4. Tahap Active Experimentation (AE)
Pada tahap ini, siswa menerapkan teori atau konsep baru yang telah ditemukan ke dalam suatu pengalaman baru. Pengalaman belajar yang dilakukan pada tahap ini merupakan pengalaman yang berkaitan dengan pengalaman yang sudah diperoleh pada aktivitas belajar sebelumnya. Penerapan konsep, teori, dan ide yang telah tersusun dalam pengalaman baru merupakan uji validitas dan usefulness dari konsep, teori, dan ide iersebut.
Setelah setiap kelompok selesai mempresentasikan hasil diskusinya masing-masing, siswa diberikan permasalahan yang berhubungan dengan pendekatan nilai (phi) dan keliling lingkaran. Siswa menggunakan pengetahuan yang telah didapat dari diskusi sebelumnya untuk menjawab masalah tersebut. Siswa diminta mengumpulkan hasil jawaban dan membuat rangkuman pembelajaran pada hari itu. Kemudian menginformasikan kegiatan untuk pertemuan selanjutnya dan ditutup dengan salam.
Saran yang dapat diberikan penulis dalam menerapkan pembelajaran ini, guru harus sebaiknya memperhatikan hal-hal: merumuskan secara seksama suatu rencana pengalaman belajar yang bersifat terbuka yang memiliki hasil-hasil tertentu termasuk dalam manajemen waktu, harus bisa memberikan rangsangan dan motivasi, kelas dibuat menjadi beberapa kelompok dengan masing-masing 4-5 siswa, siswa ditempatkan pada situasi-situasi nyata yang bukan dalam situasi pengganti (misalnya siswa membuat mobil-mobilan dengan menggunakan potongan-potongan kayu, bukan menceritakan cara membuat mobil-mobilan), dan keseluruhan kelas menceritakan kembali tentang apa yang dialami sehubungan dengan mata pelajaran tersebut untuk memperluas pengalaman belajar dan pemahaman siswa dalam melaksanakan pertemuan yang nantinya akan membahas bermacam-macam pengalaman tersebut.

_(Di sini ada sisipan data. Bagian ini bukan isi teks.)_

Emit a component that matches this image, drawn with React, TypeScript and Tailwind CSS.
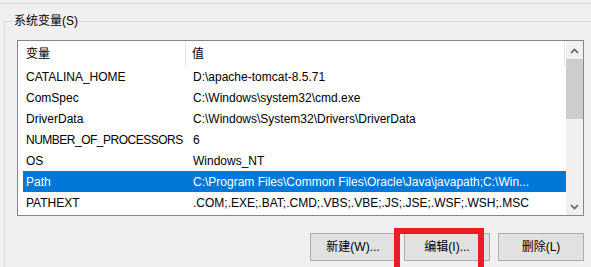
import React from 'react';

const rows = [
  { name: 'CATALINA_HOME', value: 'D:\\apache-tomcat-8.5.71' },
  { name: 'ComSpec', value: 'C:\\Windows\\system32\\cmd.exe' },
  { name: 'DriverData', value: 'C:\\Windows\\System32\\Drivers\\DriverData' },
  { name: 'NUMBER_OF_PROCESSORS', value: '6', tight: true },
  { name: 'OS', value: 'Windows_NT' },
  { name: 'Path', value: 'C:\\Program Files\\Common Files\\Oracle\\Java\\javapath;C:\\Win...', selected: true },
  { name: 'PATHEXT', value: '.COM;.EXE;.BAT;.CMD;.VBS;.VBE;.JS;.JSE;.WSF;.WSH;.MSC' },
];

const font = "font-['Liberation_Sans','Noto_Sans_CJK_SC',sans-serif]";

const WinButton = ({ label }: { label: string }) => (
  <button className="w-[86px] h-[28px] bg-[#e1e1e1] border border-[#adadad] text-[12px] text-black leading-none">
    {label}
  </button>
);

export default function App() {
  return (
    <div className={`w-[591px] h-[267px] bg-[#f0f0f0] overflow-hidden relative ${font}`}>
      {/* bottom edge of the group above */}
      <div className="pt-[3px]">
        <div className="h-px bg-[#dcdcdc]" />
      </div>

      {/* 系统变量 group */}
      <div className="relative mt-[17px] ml-[4px] border-t border-l border-[#dcdcdc] h-[250px]">
        <span className="absolute left-[8px] top-[-10px] bg-[#f0f0f0] px-px text-[12px] leading-[18px] text-black">
          系统变量(S)
        </span>

        <div className="mt-[18px] ml-[12px] w-[567px] h-[176px] border border-[#828790] bg-white flex">
          <div className="flex-1 flex flex-col">
            {/* header */}
            <div className="h-[25px] flex items-center text-[12px] text-black border-r border-[#e5e5e5] mr-px">
              <div className="w-[168px] pl-[8px] h-full flex items-center border-r border-[#e5e5e5]">变量</div>
              <div className="pl-[6px]">值</div>
            </div>
            {rows.map((r) => (
              <div
                key={r.name}
                className={`ml-[5px] h-[21px] flex items-center text-[12px] whitespace-nowrap ${
                  r.selected ? 'bg-[#0078d7] text-white' : 'text-black'
                }`}
              >
                <div className={`w-[170px] shrink-0 pl-[3px] ${r.tight ? 'tracking-[-0.5px]' : ''}`}>{r.name}</div>
                <div>{r.value}</div>
              </div>
            ))}
          </div>

          {/* vertical scrollbar */}
          <div className="w-[17px] bg-[#f0f0f0] flex flex-col">
            <div className="h-[18px] pt-px flex items-center justify-center">
              <svg width="9" height="6" viewBox="0 0 9 6">
                <path d="M1 5 L4.5 1.5 L8 5" fill="none" stroke="#606060" strokeWidth="1.6" />
              </svg>
            </div>
            <div className="h-[60px] bg-[#cdcdcd]" />
            <div className="flex-1" />
            <div className="h-[17px] flex items-center justify-center">
              <svg width="9" height="6" viewBox="0 0 9 6">
                <path d="M1 1 L4.5 4.5 L8 1" fill="none" stroke="#606060" strokeWidth="1.6" />
              </svg>
            </div>
          </div>
        </div>

        <div className="mt-[17px] flex justify-end gap-[8px] w-[579px]">
          <WinButton label="新建(W)..." />
          <WinButton label="编辑(I)..." />
          <WinButton label="删除(L)" />
        </div>

        {/* red highlight around the edit button */}
        <div className="absolute left-[389px] top-[206px] w-[90px] h-[50px] border-[6px] border-[#ed1c24]" />
      </div>
    </div>
  );
}
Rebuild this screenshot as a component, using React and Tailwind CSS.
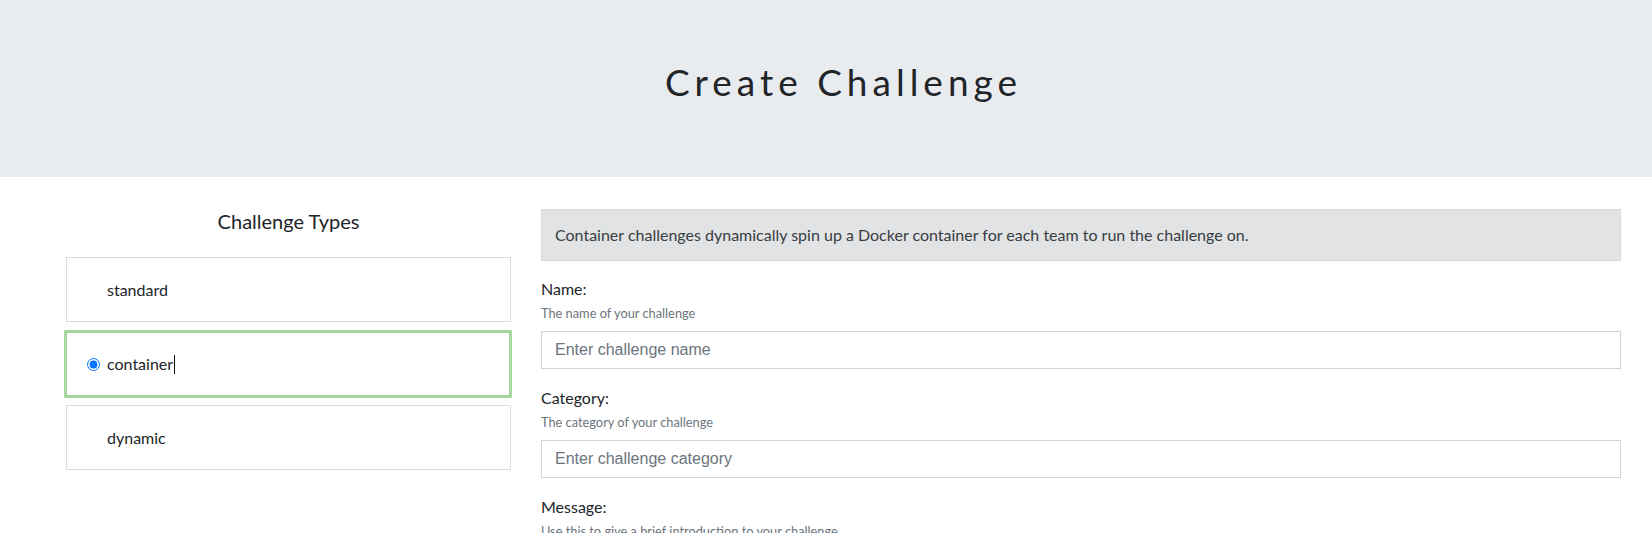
import React from "react";

const types = ["standard", "container", "dynamic"];

const Field = ({ label, help, placeholder }) => (
  <div className="mb-[17px]">
    <div className="text-[16px] leading-[24px] text-[#212529]">{label}</div>
    <div className="mt-[3px] text-[12.8px] leading-[19.2px] text-[#6c757d]">{help}</div>
    {placeholder && (
      <input
        type="text"
        placeholder={placeholder}
        className="mt-2 block h-[38px] w-full border border-[#ced4da] bg-white px-[13px] text-[16px] text-[#495057] placeholder:text-[#6c757d] outline-none"
        style={{ fontFamily: '"Liberation Sans", Arial, sans-serif' }}
      />
    )}
  </div>
);

export default function App() {
  const selected = "container";

  return (
    <div className="min-h-screen bg-white text-[#212529]" style={{ fontFamily: 'Lato, "Noto Sans", sans-serif' }}>
      {/* Header */}
      <div className="flex h-[177px] items-center justify-center bg-[#e9ecef] pb-[14px] pl-[66px] pr-[31px]">
        <h1 className="text-[37px] font-normal leading-[43px] tracking-[5px] text-[#212529]">
          Create Challenge
        </h1>
      </div>

      {/* Body */}
      <div className="flex gap-[30px] pl-[66px] pr-[31px] pt-[32px]">
        {/* Challenge types */}
        <div className="w-[445px] shrink-0">
          <h3 className="text-center text-[20px] leading-[24px] text-[#212529]">Challenge Types</h3>
          <div className="mt-[24px] flex flex-col">
            {types.map((t, i) => {
              const on = t === selected;
              return (
                <label
                  key={t}
                  className={
                    on
                      ? "-ml-[2px] -mr-[1px] mt-[8px] flex h-[68px] items-center border-[3px] border-[#a6d8a2] pl-[20px]"
                      : `flex h-[65px] items-center border border-[#dcdcdc] pl-[20px] ${i === 2 ? "mt-[7px]" : ""}`
                  }
                >
                  <span className="mr-[7px] flex w-[13px] items-center">
                    {on && (
                      <input
                        type="radio"
                        name="type"
                        checked
                        readOnly
                        className="m-0 h-[13px] w-[13px] accent-[#0075ff]"
                      />
                    )}
                  </span>
                  <span className="text-[16px] leading-[24px] text-[#212529]">{t}</span>
                  {on && <span className="ml-[1px] h-[19px] w-px bg-[#111]" />}
                </label>
              );
            })}
          </div>
        </div>

        {/* Form */}
        <div className="min-w-0 flex-1">
          <div className="mb-[16px] border border-[#d6d8db] bg-[#e2e3e5] px-[13px] py-[13px] text-[16px] leading-[24px] text-[#383d41]">
            Container challenges dynamically spin up a Docker container for each team to run the challenge on.
          </div>
          <Field label="Name:" help="The name of your challenge" placeholder="Enter challenge name" />
          <Field label="Category:" help="The category of your challenge" placeholder="Enter challenge category" />
          <Field label="Message:" help="Use this to give a brief introduction to your challenge." />
        </div>
      </div>
    </div>
  );
}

Dengan pembelajaran seperti yang telah diceritakan penulis di atas, pandangan umum bahwa membangun pengetahuan dan keterampilan itu dapat dicapai dengan pengalaman-pengalaman yang harus dirancang oleh guru dengan mengarahkan siswa untuk mendapatkan pengalaman lebih banyak terus diingat oleh mereka. Jadilah guru yang aktif, kreatif, inovatif, dan dapat menyesuaikan antara tujuan kurikulum maupun materi di buku dengan situasi dan kondisi di lapangan. Semangat berkarya dan terus menginspirasi!